How to Rebalance Tax-Efficiently
How to Rebalance Tax-Efficiently
Rebalancing is one of the most powerful risk-management tools available to long-term investors. Yet most investors execute it in the least tax-efficient way possible: selling appreciated positions to buy underweights in taxable accounts, triggering avoidable capital gains taxes. Over decades, these taxes compound into a meaningful drag on returns—one you can substantially reduce with deliberate planning.
The paradox is real: the discipline of rebalancing demands you sell winners and buy losers, precisely the moves that generate taxable events. The good news is that with strategic sequencing, thoughtful account placement, and a few mechanical techniques, you can rebalance for portfolio health while keeping taxes to a minimum.
Quick definition: Tax-efficient rebalancing means restoring your target allocation while minimizing the recognition of capital gains and the taxes owed on them, through timing, account selection, and tactical cash flows.
Key Takeaways
- Rebalancing in tax-advantaged accounts (401k, IRA, HSA) costs zero in immediate taxes; prioritize these first
- Use new contributions and dividend reinvestment to rebalance before selling appreciated assets
- Calendar your rebalancing reviews in tax-efficient windows, typically November or early December
- Selling losses to offset gains (tax-loss harvesting during rebalancing) can reduce or eliminate rebalancing taxes
- In taxable accounts, consider holding appreciated positions and letting winners drift upward rather than mechanical rebalancing
- The mathematical benefit of rebalancing often outweighs modest tax costs, but only if you execute tax-aware
The Tax Cost of Mechanical Rebalancing
A typical 60/40 portfolio that drifts to 65/35 over a bull market faces a problem: you must sell stocks and buy bonds to restore 60/40. If those stocks have long-term gains, you'll owe capital gains tax—currently 15% or 20% federal plus state taxes, depending on income and location.
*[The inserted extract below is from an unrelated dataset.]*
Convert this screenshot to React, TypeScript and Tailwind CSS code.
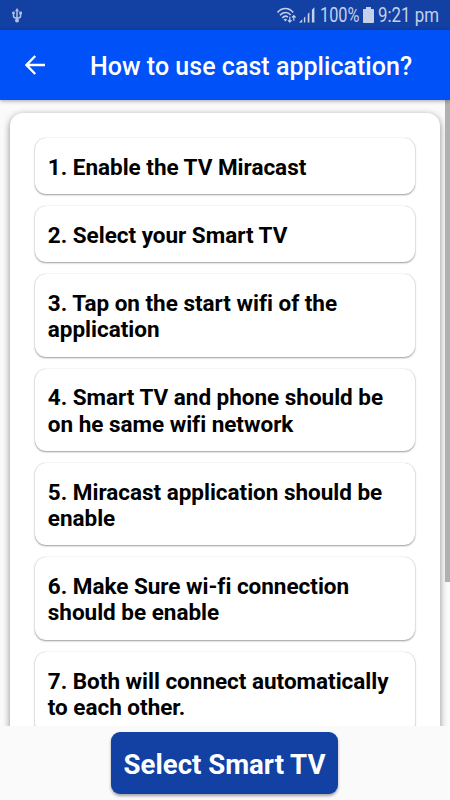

A $100,000 position with $50,000 in unrealized gains? Selling and rebalancing costs $10,500 in taxes at a 21% blended rate (federal plus state). That's not negligible. Over 30 years of rebalancing in taxable accounts, compounding these tax drags can cost six figures on a multi-million-dollar portfolio.
The conventional wisdom—"rebalance annually"—doesn't account for tax efficiency. It assumes returns are what matter. Tax-aware rebalancing flips the question: when and how should I restore my allocation to pay the least in taxes while still managing risk?
Rebalance in Tax-Advantaged Accounts First
The single biggest lever for tax efficiency: execute all rebalancing trades in IRAs, 401(k)s, HSAs, and other tax-advantaged wrappers first.
Inside an IRA or 401(k), selling a position, realizing a gain, and buying another asset triggers zero immediate tax. The gain is sheltered until withdrawal. This is where mechanical rebalancing belongs. If you have a $500,000 portfolio split 60% in a traditional IRA and 40% in a taxable brokerage, rebalance the IRA portion entirely tax-free, then rebalance the taxable account only as much as necessary to stay aligned.
Many investors reverse this. They rebalance their taxable account first (incurring taxes) and leave the tax-advantaged account static (missing the free rebalancing opportunity). This is backwards. Always exhaust your tax-advantaged accounts before touching the taxable side.
Using New Cash to Redirect Without Selling
Dollar-cost averaging isn't just for initial building. If you're adding to your portfolio monthly or annually, use new contributions to rebalance instead of selling.
Example: You have a 60/40 portfolio that's now 70/30 after a stock bull run. Rather than selling stocks (triggering gains), direct your next $10,000 contribution entirely to bonds until 60/40 is restored. Over quarters or a year, new money does the heavy lifting. This works especially well in 401(k)s and IRAs, where contributions are tax-deductible anyway.
This technique is underused because it requires patience—you don't restore the target allocation immediately. But in taxable accounts, the time savings in taxes far outweighs the behavioral drag of a gradual drift back.
Directing Dividends and Interest to Underweights
Reinvesting dividends and interest is automatic in most accounts. But reinvestment location matters. If your equities are overweight, don't automatically reinvest stock dividends back into stocks. Redirect them to underweight bonds or cash positions.
In taxable accounts, this is pure tax efficiency: you're already recognizing the dividend income as ordinary income, so directing it to rebalance costs nothing extra. Over years, dividends compound at a meaningful clip—reinvesting them intelligently can rebalance your portfolio without a single sell.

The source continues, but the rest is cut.